Ficamos discutindo se os invernos eram muito mais frios na época, ou se era nossa memória. Finalmente um de nós lembrou que os prédios de colégios públicos da época tinham um pé direito imenso, e que as janelas iam quase até o teto. E que nem mesmo os colégios particulares, como os de padres e freiras tinham algum sistema de aquecimento no inverno ou de frio no verão. Comentou que os desenhos dessas escolas fora padronizado por Vargas na década de trinta. Que burocratas haviam sentado em torno de uma mesa e decidido as características das escolas e dos hospitais públicos nessa época.

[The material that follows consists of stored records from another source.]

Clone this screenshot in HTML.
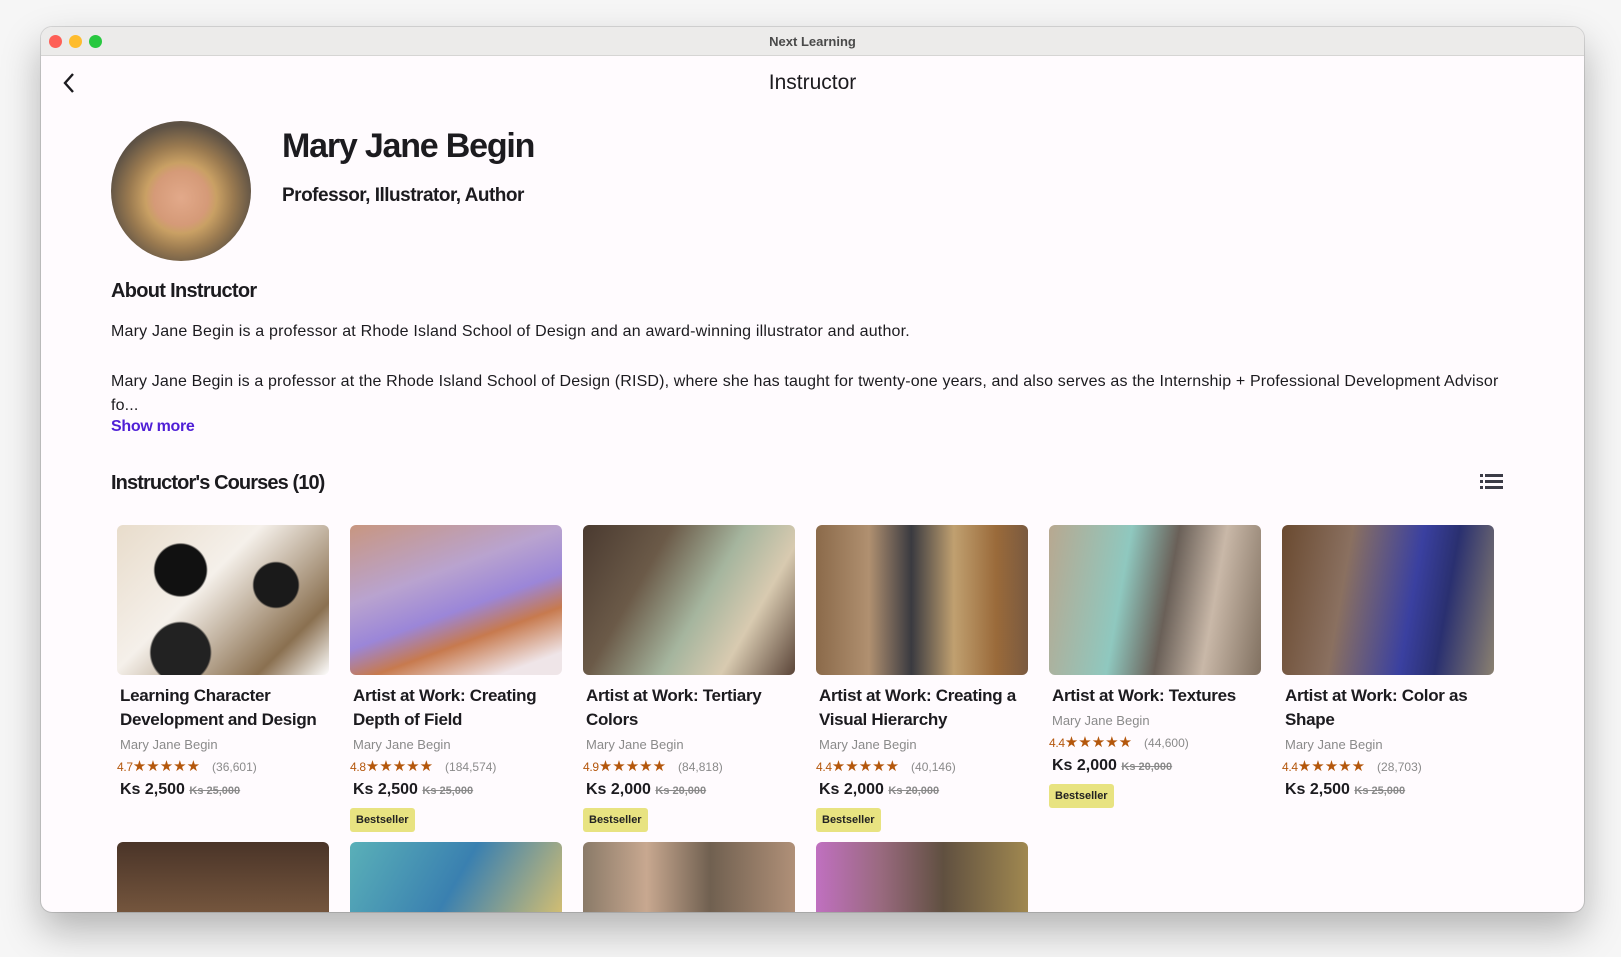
<!DOCTYPE html>
<html><head><meta charset="utf-8">
<style>
*{box-sizing:border-box;margin:0;padding:0}
body{width:1621px;height:957px;background:#f6f6f6;font-family:"Liberation Sans",sans-serif;position:relative;overflow:hidden;color:#1c1b1f}
.win{position:absolute;left:41px;top:27px;width:1543px;height:885px;border-radius:11px;background:#fffbfe;overflow:hidden;box-shadow:0 18px 40px rgba(0,0,0,.28),0 0 0 1px rgba(0,0,0,.12)}
.tb{height:29px;background:#ecebea;border-bottom:1px solid #d6d5d4;position:relative;font-size:13px;font-weight:bold;color:#4a4a4a;text-align:center;line-height:29px}
.dot{position:absolute;top:8px;width:13px;height:13px;border-radius:50%}
.abs{position:absolute;white-space:nowrap}
.card{position:absolute;top:498px;width:212px}
.img{width:212px;height:150px;border-radius:6px}
.t{font-size:17px;font-weight:bold;line-height:24px;margin:9px 0 0 3px;letter-spacing:-.3px;white-space:normal;width:206px}
.a{font-size:13px;color:#8a8a8a;margin:5px 0 0 3px}
.r{font-size:12px;color:#b4570c;margin-top:5px;letter-spacing:-.3px}
.r i{font-style:normal;font-size:15px;letter-spacing:0}
.r span{color:#8a8a8a;margin-left:12px;letter-spacing:0}
.p{font-size:16px;font-weight:bold;margin:6px 0 0 3px}
.p s{font-size:11px;color:#8a8a8a;font-weight:bold}
.b{display:inline-block;background:#e8e381;font-size:11px;font-weight:bold;padding:6px 6px;border-radius:3px;margin-top:9px;color:#222}
.row2{position:absolute;top:814px;width:212px;height:80px;border-radius:6px 6px 0 0}
</style></head><body>
<div class="win">
<div class="tb"><div class="dot" style="left:8px;background:#fe5f57"></div><div class="dot" style="left:28px;background:#febc2e"></div><div class="dot" style="left:48px;background:#28c840"></div>Next Learning</div>
<svg class="abs" style="left:21px;top:45px" width="14" height="22" viewBox="0 0 14 22"><path d="M11 2 L3 11 L11 20" fill="none" stroke="#1c1b1f" stroke-width="2.4"/></svg>
<div class="abs" style="left:0;width:1543px;text-align:center;top:44px;font-size:21px">Instructor</div>
<div class="abs" style="left:70px;top:94px;width:140px;height:140px;border-radius:50%;background:radial-gradient(circle at 50% 55%,#e2a98a 0,#d59a78 26%,#c9a064 34%,#9a7a50 50%,#5e5245 70%)"></div>
<div class="abs" style="left:241px;top:100px;font-size:34px;font-weight:bold;letter-spacing:-1.2px">Mary Jane Begin</div>
<div class="abs" style="left:241px;top:158px;font-size:19px;font-weight:bold;letter-spacing:-.5px">Professor, Illustrator, Author</div>
<div class="abs" style="left:70px;top:253px;font-size:20px;font-weight:bold;letter-spacing:-.7px">About Instructor</div>
<div class="abs" style="left:70px;top:296px;font-size:16px;letter-spacing:.2px">Mary Jane Begin is a professor at Rhode Island School of Design and an award-winning illustrator and author.</div>
<div class="abs" style="left:70px;top:343px;font-size:16px;letter-spacing:.15px;line-height:24px">Mary Jane Begin is a professor at the Rhode Island School of Design (RISD), where she has taught for twenty-one years, and also serves as the Internship + Professional Development Advisor<br>fo...</div>
<div class="abs" style="left:70px;top:391px;font-size:16px;font-weight:bold;color:#4f1fd6;letter-spacing:-.3px">Show more</div>
<div class="abs" style="left:70px;top:445px;font-size:20px;font-weight:bold;letter-spacing:-.9px">Instructor's Courses (10)</div>
<svg class="abs" style="left:1439px;top:447px" width="23" height="15" viewBox="0 0 23 15"><g fill="#3b3b46"><rect x="0" y="0" width="3" height="3"/><rect x="5" y="0" width="18" height="3"/><rect x="0" y="6" width="3" height="3"/><rect x="5" y="6" width="18" height="3"/><rect x="0" y="12" width="3" height="3"/><rect x="5" y="12" width="18" height="3"/></g></svg>

<div class="card" style="left:76px"><div class="img" style="background:radial-gradient(circle at 30% 30%,#111 0 14%,transparent 15%),radial-gradient(circle at 75% 40%,#1a1a1a 0 12%,transparent 13%),radial-gradient(circle at 30% 85%,#222 0 15%,transparent 16%),linear-gradient(135deg,#e8dccb,#f5f0ea 40%,#8a7050 80%,#fff)"></div><div class="t">Learning Character Development and Design</div><div class="a">Mary Jane Begin</div><div class="r">4.7<i>★★★★★</i><span>(36,601)</span></div><div class="p">Ks 2,500 <s>Ks 25,000</s></div></div>
<div class="card" style="left:309px"><div class="img" style="background:linear-gradient(160deg,#c89680 0,#b9a3cf 35%,#9b86d8 55%,#c77a4e 70%,#efe5e8 90%)"></div><div class="t">Artist at Work: Creating Depth of Field</div><div class="a">Mary Jane Begin</div><div class="r">4.8<i>★★★★★</i><span>(184,574)</span></div><div class="p">Ks 2,500 <s>Ks 25,000</s></div><div class="b">Bestseller</div></div>
<div class="card" style="left:542px"><div class="img" style="background:linear-gradient(120deg,#4a3a30 0,#6b5a48 30%,#a5b59e 55%,#d8cab0 75%,#5a4438)"></div><div class="t">Artist at Work: Tertiary Colors</div><div class="a">Mary Jane Begin</div><div class="r">4.9<i>★★★★★</i><span>(84,818)</span></div><div class="p">Ks 2,000 <s>Ks 20,000</s></div><div class="b">Bestseller</div></div>
<div class="card" style="left:775px"><div class="img" style="background:linear-gradient(90deg,#8b6a4a 0,#b09070 25%,#3a3a40 45%,#c0a070 65%,#9a6a3a 85%,#7a5a40)"></div><div class="t">Artist at Work: Creating a Visual Hierarchy</div><div class="a">Mary Jane Begin</div><div class="r">4.4<i>★★★★★</i><span>(40,146)</span></div><div class="p">Ks 2,000 <s>Ks 20,000</s></div><div class="b">Bestseller</div></div>
<div class="card" style="left:1008px"><div class="img" style="background:linear-gradient(100deg,#b8a890 0,#8fc8bf 35%,#6a6058 55%,#c9b8a8 75%,#807060)"></div><div class="t">Artist at Work: Textures</div><div class="a">Mary Jane Begin</div><div class="r">4.4<i>★★★★★</i><span>(44,600)</span></div><div class="p">Ks 2,000 <s>Ks 20,000</s></div><div class="b">Bestseller</div></div>
<div class="card" style="left:1241px"><div class="img" style="background:linear-gradient(100deg,#6a4a30 0,#8a7060 30%,#3a40a0 60%,#2a3070 75%,#8a8070)"></div><div class="t">Artist at Work: Color as Shape</div><div class="a">Mary Jane Begin</div><div class="r">4.4<i>★★★★★</i><span>(28,703)</span></div><div class="p">Ks 2,500 <s>Ks 25,000</s></div></div>

<div class="row2" style="left:76px;top:815px;background:linear-gradient(180deg,#4a3428,#7a5a40)"></div>
<div class="row2" style="left:309px;top:815px;background:linear-gradient(120deg,#5ab0b8,#3a80b0 50%,#d8c070)"></div>
<div class="row2" style="left:542px;top:815px;background:linear-gradient(90deg,#8a7a68,#c8a890 30%,#706050 60%,#b09078)"></div>
<div class="row2" style="left:775px;top:815px;background:linear-gradient(90deg,#c070c0,#9a6a80 30%,#605040 60%,#a08850)"></div>
</div>
</body></html>
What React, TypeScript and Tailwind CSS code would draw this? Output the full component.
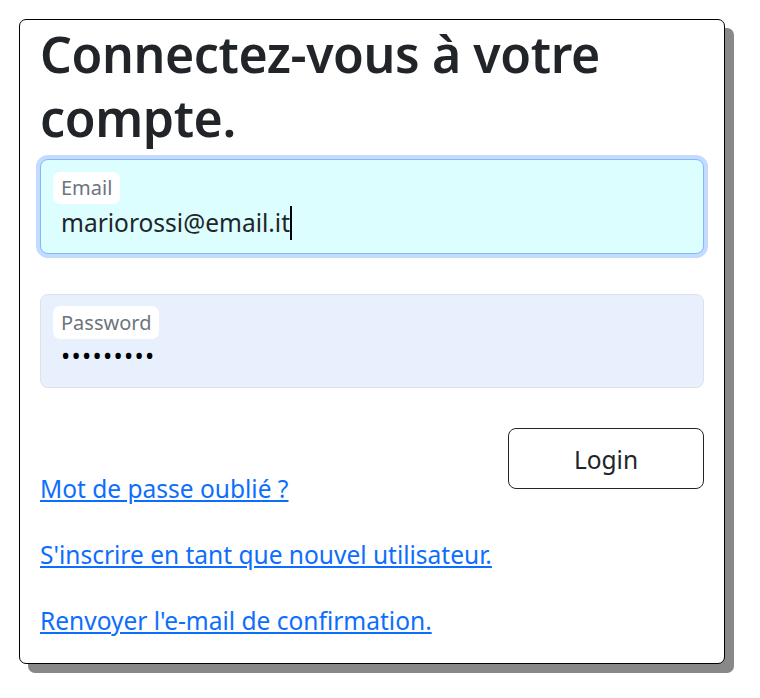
export default function App() {
  return (
    <div className="min-h-screen bg-white pt-[19px] pl-[19px] font-['Noto_Sans',sans-serif] text-[#212529]">
      <div className="w-[706px] h-[645px] border border-black rounded-[7px] bg-white shadow-[9px_9px_0_#888] px-[20px]">
        <h1 className="pt-[2px] text-[50px] leading-[64px] tracking-[-0.4px] font-semibold">Connectez-vous à votre compte.</h1>

        <div className="mt-[9px] h-[95px] rounded-[8px] border border-[#86b7fe] bg-[#dcfefe] ring-[4px] ring-[#c2dbfe] pt-[12px] px-[12px] flex flex-col items-start">
          <span className="bg-white rounded-[7px] px-[8px] text-[20px] leading-[32px] text-[#6c757d]">Email</span>
          <div className="mt-[2px] pl-[8px] text-[24.5px] leading-[32px] flex items-center">
            <span>mariorossi@email.it</span>
            <span className="inline-block w-[2px] h-[34px] bg-black" />
          </div>
        </div>

        <div className="mt-[40px] h-[94px] rounded-[8px] border border-[#dee2e6] bg-[#e8f0fe] pt-[11px] px-[12px] flex flex-col items-start">
          <span className="bg-white rounded-[7px] px-[8px] text-[20px] leading-[33px] text-[#6c757d]">Password</span>
          <div className="mt-[1px] pl-[8px] text-[24.5px] leading-[32px] tracking-[1.3px] text-black">•••••••••</div>
        </div>

        <div className="mt-[40px] flex justify-between items-start">
          <div className="pt-[45px] flex flex-col gap-[34px] text-[24.5px] leading-[32px]">
            <a href="#" className="text-[#0d6efd] underline self-start">Mot de passe oublié ?</a>
            <a href="#" className="text-[#0d6efd] underline self-start">S'inscrire en tant que nouvel utilisateur.</a>
            <a href="#" className="text-[#0d6efd] underline self-start">Renvoyer l'e-mail de confirmation.</a>
          </div>
          <button className="w-[196px] h-[61px] pt-[3px] rounded-[8px] border border-[#212529] bg-white text-[24.5px]">Login</button>
        </div>
      </div>
    </div>
  );
}
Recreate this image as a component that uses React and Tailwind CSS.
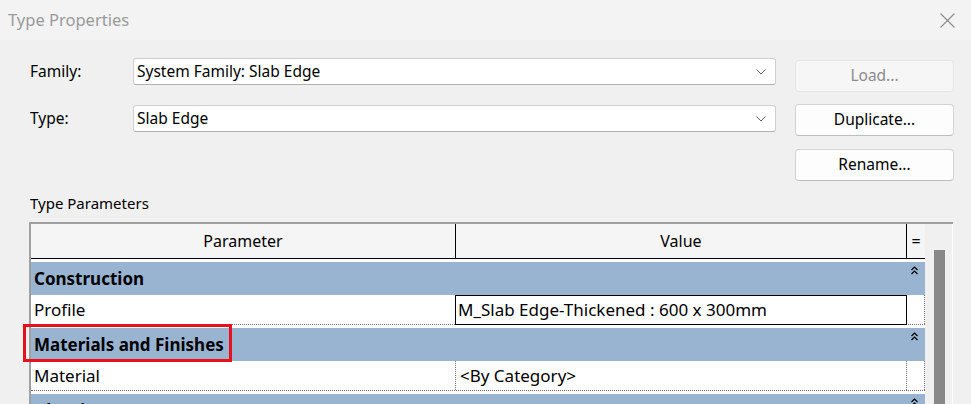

O modelo funcionara bem no Rio de Janeiro e outras áreas quentes do país. Mas onde havia outonos e invernos de verdade fora um fiasco, mas em existindo os prédios tiveram de ser aproveitados. Em Porto Alegre houve um hospital para tuberculosos exatamente neste conceito. Geladíssimo, correntes de ar. Morte garantida. Foi reformado nos anos cinqüenta, mas então em parte os tuberculosos haviam morrido e por outro lado a doença havia sido controlada pelas novas drogas.
Na década de noventa tive oportunidade de visitar alguns CIACs (ou seja lá que se chamavam essas escolas padronizadas do fim do século XX). Visitei uma na serra catarinense num dia de inverno. Dava para largar um papagaio dentro do prédio, tamanho o vento lá dentro. Novamente se construíra para um país tropical, o país dos niemeyers e dos funcionários públicos, um país que absolutamente não existe entre o Oiapoque e o Chuí, com um único clima.
É o Brasil Imperial. Um brilhante burocrata da FGV (ou Harvard?) senta num gabinete em Brasília e decreta qualquer coisa. Mandam-se botas para Bororó – RN (36° C à sombra) e sandálias para Castelhanos – RS (8°C à sombra). Com isto distribui-se sapatos para todas as crianças carentes de Bororó e Castelhanos. E o burocrata recebe louvor e promoção. E o Zézinho de Bororó pega bicho de pé enquanto o Juquinha de Castelhanos é internado com pneumonia dupla. Mas certamente, na média o cara acertara. Fornecera calçados para todas as crianças carentes de ambas cidades, obedecendo a uma média de temperaturas.
Esse é mais um motivo pelo qual o governo central deste Império não pode seguir gerindo impostos, salvo aqueles necessários às agências reguladoras, ao exército, ao Itamaraty, algumas obras de nível interestadual e o estado mínimo. O restante teria de ser gerido onde gerado. Além de garantir a natureza das obras, o sistema reduziria a quantidade de níveis em que mãos ávidas poderiam enfiar o dedo no prato enquanto o ágape sobre para Brasília e depois desce para os estados.